Les Ukrainiens avaient quant à eux lancé leur propre contre-offensive de juin à octobre 2023. Une attaque brisée dès les premiers jours par les lignes de défense russes, avant que les troupes de Moscou ne reprennent l’initiative à l’automne. Une tendance qui s’est confirmée avec la prise le 17 février de la ville d’Avdeïevka par les forces armées russes. Depuis, les chances d’une victoire ukrainienne n’ont fait que s’amenuiser.

«Une guerre où il n’y a pas de seconde chance», selon Zaloujny

Les hauts-gradés ont en outre évoqué les propos du général Zaloujny, ex-commandant en chef des forces armées ukrainiennes, qui appelait cette guerre celle «où il n’y a pas de seconde chance», sous-entendant que les armes devenaient «très rapidement obsolètes» car contrées au bout de peu de temps par les Russes. Une manière de tordre le cou aux espoirs de voir une arme changer décisivement le cours du conflit.
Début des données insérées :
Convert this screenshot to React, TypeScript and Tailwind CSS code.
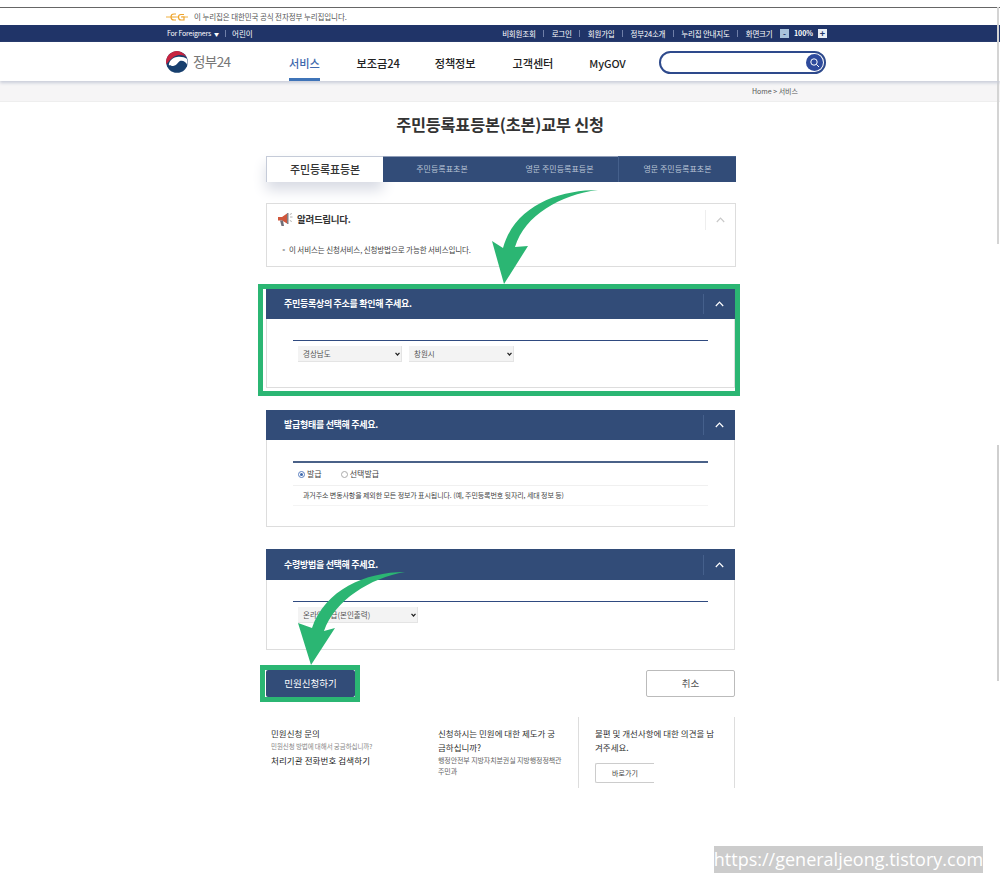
import React from "react";

const font = { fontFamily: '"Noto Sans CJK KR", "Noto Sans", sans-serif' };

function Chevron({ color }: { color: string }) {
  return (
    <svg width="9" height="6" viewBox="0 0 9 6" fill="none">
      <path d="M0.8 5 L4.5 1.2 L8.2 5" stroke={color} strokeWidth="1.2" />
    </svg>
  );
}

function Section({
  title,
  headClass,
  bodyClass,
  children,
}: {
  title: string;
  headClass: string;
  bodyClass: string;
  children: React.ReactNode;
}) {
  return (
    <section className="w-[469px] border-x border-b border-[#dddddd]">
      <div className={headClass}>
        <h2 className="text-[9px] font-bold tracking-[-0.3px] text-white">{title}</h2>
        <div className="flex h-[20px] w-[32px] items-center justify-center border-l border-[#45608c]">
          <Chevron color="#ffffff" />
        </div>
      </div>
      <div className={bodyClass}>{children}</div>
    </section>
  );
}

function NativeSelect({ width, label }: { width: string; label: string }) {
  return (
    <div className={`relative h-[16px] ${width}`}>
      <select className="block h-[16px] w-full appearance-none border-b border-r border-[#e4e4e4] bg-[#f3f3f3] pl-[5px] text-[7.5px] text-[#555555]">
        <option>{label}</option>
      </select>
      <svg className="absolute right-[2px] top-[6px]" width="5" height="4" viewBox="0 0 5 4" fill="none">
        <path d="M0.5 0.8 L2.5 3 L4.5 0.8" stroke="#222222" strokeWidth="1.2" />
      </svg>
    </div>
  );
}

function TopLink({ children }: { children: React.ReactNode }) {
  return <span className="text-[7.5px] tracking-[-0.2px] text-white">{children}</span>;
}

const Sep = () => <span className="h-[7px] w-px bg-[#6f7fa8]" />;

export default function App() {
  return (
    <div style={font} className="relative h-[890px] w-[1000px] overflow-hidden bg-white text-[#333333]">
      <div className="h-[7px]" />
      {/* gov banner */}
      <div className="h-[18px] border-t border-[#666666]">
        <div className="ml-[166px] flex h-[17px] items-center gap-[5px]">
          <svg width="23" height="8" viewBox="0 0 23 8" fill="none">
            <path d="M0 4 H22" stroke="#f0b040" strokeWidth="1" />
            <path d="M10 1 H8 Q5 1 5 4 Q5 7 8 7 H10" stroke="#eea42c" strokeWidth="1.2" fill="#ffffff" />
            <path d="M18 1.5 H15 Q12.5 1.5 12.5 4 Q12.5 7 15 7 H18 V4 H15" stroke="#eea42c" strokeWidth="1.2" fill="#ffffff" />
            <path d="M5 4 H10" stroke="#eea42c" strokeWidth="1" />
          </svg>
          <span className="text-[7.5px] tracking-[-0.1px] text-[#555555]">이 누리집은 대한민국 공식 전자정부 누리집입니다.</span>
        </div>
      </div>
      {/* utility bar */}
      <div className="flex h-[17px] items-center bg-[#203468] pl-[167px] pr-[173px]">
        <span className="text-[7px] tracking-[-0.2px] text-white">For Foreigners</span>
        <span className="ml-[3px] text-[5px] text-white">▼</span>
        <span className="ml-[6px] h-[7px] w-px bg-[#6f7fa8]" />
        <span className="ml-[6px] text-[7.5px] text-white">어린이</span>
        <div className="ml-auto flex items-center gap-[7.5px]">
          <TopLink>비회원조회</TopLink>
          <Sep />
          <TopLink>로그인</TopLink>
          <Sep />
          <TopLink>회원가입</TopLink>
          <Sep />
          <TopLink>정부24소개</TopLink>
          <Sep />
          <TopLink>누리집 안내지도</TopLink>
          <Sep />
          <TopLink>화면크기</TopLink>
          <div className="flex items-center">
            <span className="flex h-[9px] w-[9px] items-center justify-center bg-[#a9c3dc] text-[8px] font-bold leading-none text-[#203468]">-</span>
            <span className="w-[29px] text-center text-[7px] font-bold text-white">100%</span>
            <span className="flex h-[9px] w-[9px] items-center justify-center bg-[#e8edf4] text-[9px] font-bold leading-none text-[#203468]">+</span>
          </div>
        </div>
      </div>
      {/* main nav */}
      <div className="relative z-10 flex h-[39px] items-center pl-[166px] shadow-[0_2px_3px_#c9cdd9]">
        <div className="flex w-[123px] items-center gap-[5px]">
          <svg width="22" height="22" viewBox="0 0 22 22">
            <circle cx="11" cy="11" r="10.8" fill="#173f6e" />
            <path d="M0.4 13.5 A10.8 10.8 0 0 1 20.6 6.2 C17.5 3.4 12 3 8 5.8 C4.6 8 2.6 10.5 0.4 13.5 Z" fill="#c8233f" />
            <path d="M2.8 13.8 C3.4 9.4 7 6.6 11 6 C15 5.4 19 6.4 20.8 7.8 C21.6 10 21.7 12 21.2 14 C20.2 10.4 16 8.8 13.5 10.2 C11.5 11.5 11 14 8 14.8 C6 15.2 4 15 2.8 13.8 Z" fill="#ffffff" />
          </svg>
          <span className="text-[13.5px] tracking-[-0.6px] text-[#777777]">정부24</span>
        </div>
        <div className="relative flex h-full items-center">
          <span className="mt-[4px] text-[11.2px] font-medium tracking-[-0.1px] text-[#3f69ad]">서비스</span>
          <span className="absolute bottom-0 left-0 h-[3px] w-[31px] bg-[#3f74b8]" />
        </div>
        <span className="ml-[37px] mt-[4px] text-[11.2px] font-medium tracking-[-0.1px] text-[#222222]">보조금24</span>
        <span className="ml-[35px] mt-[4px] text-[11.2px] font-medium tracking-[-0.1px] text-[#222222]">정책정보</span>
        <span className="ml-[37px] mt-[4px] text-[11.2px] font-medium tracking-[-0.1px] text-[#222222]">고객센터</span>
        <span className="ml-[36px] mt-[4px] text-[10.8px] font-medium tracking-[-0.1px] text-[#222222]">MyGOV</span>
        <div className="ml-[33px] mt-[2px] flex h-[23px] w-[167px] items-center justify-end rounded-full border-2 border-[#2e4a8c] pr-[1px]">
          <span className="flex h-[17px] w-[17px] items-center justify-center rounded-full bg-[#2e4a9c]">
            <svg width="11" height="11" viewBox="0 0 11 11" fill="none">
              <circle cx="5" cy="5" r="3.2" stroke="#ffffff" strokeWidth="1" />
              <path d="M7.4 7.4 L10 10" stroke="#ffffff" strokeWidth="1" />
            </svg>
          </span>
        </div>
      </div>
      {/* breadcrumb */}
      <div className="flex h-[21px] items-center justify-end border-b border-[#eeeeee] bg-[#f6f5f6] pr-[202px]">
        <span className="text-[7px] text-[#555555]">Home &gt; 서비스</span>
      </div>

      <h1 className="mt-[10px] text-center text-[16.3px] font-bold leading-[24px] tracking-[-0.2px] text-[#333333]">
        주민등록표등본(초본)교부 신청
      </h1>

      <div className="ml-[266px] mt-[20px] w-[470px]">
        {/* tabs */}
        <div className="flex h-[26px]">
          <div className="flex w-[117px] items-center justify-center border-l border-t border-[#c5cbd8] bg-white pb-[1px] text-[11px] font-medium tracking-[-0.1px] text-[#333333] shadow-[0_8px_14px_#d8dbe4]">
            주민등록표등본
          </div>
          <div className="relative flex w-[118px] items-center justify-center border-t border-[#8f9db8] bg-[#324c78] pb-[1px] text-[8px] text-[#b9c4d6]">주민등록표초본</div>
          <div className="relative flex w-[117px] items-center justify-center border-t border-[#8f9db8] bg-[#324c78] pb-[1px] text-[8px] text-[#b9c4d6]">영문 주민등록표등본</div>
          <div className="relative flex w-[118px] items-center justify-center border-l border-t border-[#45608c] bg-[#324c78] pb-[1px] text-[8px] text-[#b9c4d6]">영문 주민등록표초본</div>
        </div>

        {/* notice */}
        <div className="mt-[21px] h-[64px] border border-[#dddddd]">
          <div className="flex h-[31px] items-center justify-between pl-[10px]">
            <div className="flex items-center gap-[4px]">
              <svg width="16" height="15" viewBox="0 0 16 15">
                <path d="M1 5 H5 L10 1.5 V11.5 L5 8.5 H1 Z" fill="#d0573c" />
                <path d="M3 8.5 H6 L7 14 H4.5 Z" fill="#6e6e78" />
                <path d="M10 1 H11.5 V12 H10 Z" fill="#808088" />
                <path d="M13 5 H15.5 M12.8 2.5 L14.8 1.5 M12.8 8.5 L14.8 9.5" stroke="#999999" strokeWidth="0.8" />
              </svg>
              <span className="text-[9.5px] font-bold tracking-[-0.3px] text-[#333333]">알려드립니다.</span>
            </div>
            <div className="flex h-[20px] w-[30px] items-center justify-center border-l border-[#eeeeee]">
              <Chevron color="#c9c9c9" />
            </div>
          </div>
          <p className="ml-[13px] mt-[9px] text-[7.5px] tracking-[-0.1px] text-[#444444]">
            <span className="text-[#aaaaaa]">▪</span> 이 서비스는 신청서비스, 신청방법으로 가능한 서비스입니다.
          </p>
        </div>

        {/* address */}
        <div className="mt-[22px]">
          <Section
            title="주민등록상의 주소를 확인해 주세요."
            headClass="-mx-px flex h-[30px] items-center justify-between bg-[#324c78] pl-[18px]"
            bodyClass="h-[68px] px-[26px] pt-[21px]"
          >
            <div className="border-t border-[#2f4a80] pl-[5px] pt-[5px]">
              <div className="flex gap-[7px]">
                <NativeSelect width="w-[104px]" label="경상남도" />
                <NativeSelect width="w-[105px]" label="창원시" />
              </div>
            </div>
          </Section>
        </div>

        {/* form */}
        <div className="mt-[22px]">
          <Section
            title="발급형태를 선택해 주세요."
            headClass="-mx-px flex h-[30px] items-center justify-between bg-[#324c78] pl-[18px]"
            bodyClass="h-[86px] px-[26px] pt-[21px]"
          >
            <div className="border-t-2 border-[#4a6188]">
              <div className="flex h-[23px] items-center border-b border-[#f0f0f0] pl-[5px] text-[8px] text-[#444444]">
                <span className="flex h-[7px] w-[7px] items-center justify-center rounded-full border border-[#5a7fc0]">
                  <span className="h-[3px] w-[3px] rounded-full bg-[#3f69ad]" />
                </span>
                <span className="ml-[2px]">발급</span>
                <span className="ml-[19px] h-[7px] w-[7px] rounded-full border border-[#aaaaaa]" />
                <span className="ml-[2px]">선택발급</span>
              </div>
              <p className="flex h-[20px] items-center border-b border-[#f4f4f4] pl-[10px] text-[7px] tracking-[-0.1px] text-[#444444]">
                과거주소 변동사항을 제외한 모든 정보가 표시됩니다. (예, 주민등록번호 뒷자리, 세대 정보 등)
              </p>
            </div>
          </Section>
        </div>

        {/* receive */}
        <div className="mt-[22px]">
          <Section
            title="수령방법을 선택해 주세요."
            headClass="-mx-px flex h-[31px] items-center justify-between bg-[#324c78] pl-[18px]"
            bodyClass="h-[69px] px-[26px] pt-[21px]"
          >
            <div className="border-t border-[#2f4a80] pl-[5px] pt-[5px]">
              <NativeSelect width="w-[120px]" label="온라인발급(본인출력)" />
            </div>
          </Section>
        </div>

        {/* buttons */}
        <div className="mt-[20px] flex w-[469px] justify-between">
          <button className="h-[27px] w-[89px] rounded-[2px] bg-[#324c78] text-[9.5px] text-white">민원신청하기</button>
          <button className="h-[27px] w-[89px] rounded-[2px] border border-[#bbbbbb] bg-white text-[9.5px] text-[#555555]">취소</button>
        </div>

        {/* info */}
        <div className="mt-[20px] flex h-[71px] w-[469px]">
          <div className="w-[172px] pl-[5px] pt-[9px]">
            <p className="text-[8.5px] leading-[14px] text-[#333333]">민원신청 문의</p>
            <p className="text-[6.5px] leading-[13px] tracking-[-0.1px] text-[#888888]">민원신청 방법에 대해서 궁금하십니까?</p>
            <p className="text-[8.5px] leading-[14px] tracking-[0.1px] text-[#222222]">처리기관 전화번호 검색하기</p>
          </div>
          <div className="w-[140px] pr-[14px] pt-[9px]">
            <p className="w-[122px] break-all text-[8.5px] leading-[14px] text-[#333333]">신청하시는 민원에 대한 제도가 궁금하십니까?</p>
            <p className="mt-[1px] text-[7px] leading-[11px] tracking-[-0.1px] text-[#666666]">행정안전부 지방자치분권실 지방행정정책관 주민과</p>
          </div>
          <div className="w-[157px] border-x border-[#dddddd] pl-[16px] pt-[9px]">
            <p className="w-[124px] break-all text-[8.5px] leading-[14px] text-[#333333]">불편 및 개선사항에 대한 의견을 남겨주세요.</p>
            <button className="mt-[9px] h-[20px] w-[59px] rounded-l-[2px] border-y border-l border-[#cccccc] text-[7px] text-[#444444]">바로가기</button>
          </div>
        </div>
      </div>

      {/* annotations laid over the page */}
      <div className="absolute left-[258px] top-[284px] h-[112px] w-[482px] border-[5px] border-[#2bb673]" />
      <div className="absolute left-[260px] top-[665px] h-[37px] w-[100px] border-[5px] border-[#2bb673]" />
      <svg className="absolute left-0 top-0" width="1000" height="890" viewBox="0 0 1000 890">
        <path d="M598 190 C560 190 515 205 503 248 L492 241 L504 284 L528 246 L515 247 C525 215 560 195 598 190 Z" fill="#2bb673" />
        <path d="M405 572 C365 572 325 590 312 628 L298 623 L311 665 L335 628 L324 631 C335 600 370 578 405 572 Z" fill="#2bb673" />
      </svg>

      {/* scrollbar traces */}
      <div className="absolute left-[997px] top-[7px] h-[237px] w-[2px] bg-[#d4d4d4]" />
      <div className="absolute left-[997px] top-[445px] h-[236px] w-[2px] bg-[#cfcfcf]" />

      {/* watermark */}
      <div
        style={{ fontFamily: '"Open Sans", sans-serif' }}
        className="absolute left-[714px] top-[846px] flex h-[27px] w-[269px] items-center justify-center bg-[#cccccc] text-[18px] text-white"
      >
        https://generaljeong.tistory.com
      </div>
    </div>
  );
}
Et les officiers de citer les exemples des Storm Shadow et des missiles de croisière Scalp (fournies par la Grande-Bretagne et la France) dont l’efficacité n’a été que de courte durée.

Selon eux, le même problème risque de se poser avec les F-16 : «Chaque arme correspond à un momentum. On avait besoin des F-16 en 2023. En 2024, ils arriveront trop tard.» Une douzaine de F-16 devrait être livrée à l’été, le temps d’achever la formation de pilotes ukrainiens. Mais le fossé n’est pas que technologique ni stratégique : l’Ukraine souffre d’une réelle pénurie d’armements.
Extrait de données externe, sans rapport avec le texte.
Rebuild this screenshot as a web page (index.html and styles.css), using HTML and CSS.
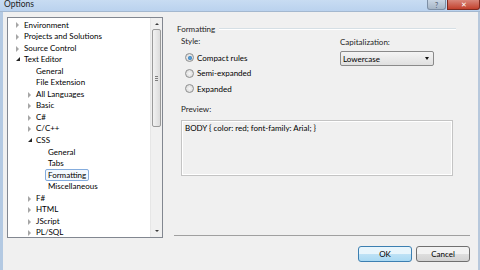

Double pénurie d’armes et d’hommes

Les officiers ont signalé le besoin de davantage d’armes traditionnelles et de drones, avançant le chiffre de quatre millions d’obus et de deux millions de drones. Pour rappel, la Tchéquie a proposé d’en fournir 800 000, portant les stocks ukrainiens à un million et demi, mais ce sera toujours insuffisant. Emmanuel Macron annonçait fièrement la production par la France de 3 000 obus par mois… alors que les troupes ukrainiennes en tirent 6 000 par jour, et les Russes cinq à dix fois plus. 

Outre l’aide américaine qui se fait attendre, l’existence d’une fronde au sein de l’UE opposée aux livraisons d’armes à l’Ukraine n’est pas de bon augure pour Kiev. En effet, la Slovaquie, l’Allemagne et la Hongrie ont à plusieurs reprises fait part de leur réticence à y envoyer des armes, plaidant en faveur d’une solution diplomatique au conflit.

À la pénurie d’armes s’ajoute celle des recrues. Alors que le général Zaloujny avait appelé en décembre à recruter «500 000 soldats», son successeur le général Syrsky, dans une interview au média ukrainien Ukrinform datée du 29 mars, a reconnu que ce chiffre avait été «considérablement réduit» et que les troupes étaient «épuisées physiquement et psychologiquement, notamment sur les zones de combat».

Du côté russe, «plus de 100 000 personnes se sont déjà inscrites sous contrat dans les forces armées» depuis le début de l’année, a-t-il été annoncé le 3 avril. Selon Moscou, aucune mobilisation n’est jugée nécessaire en raison de cet afflux de volontaires.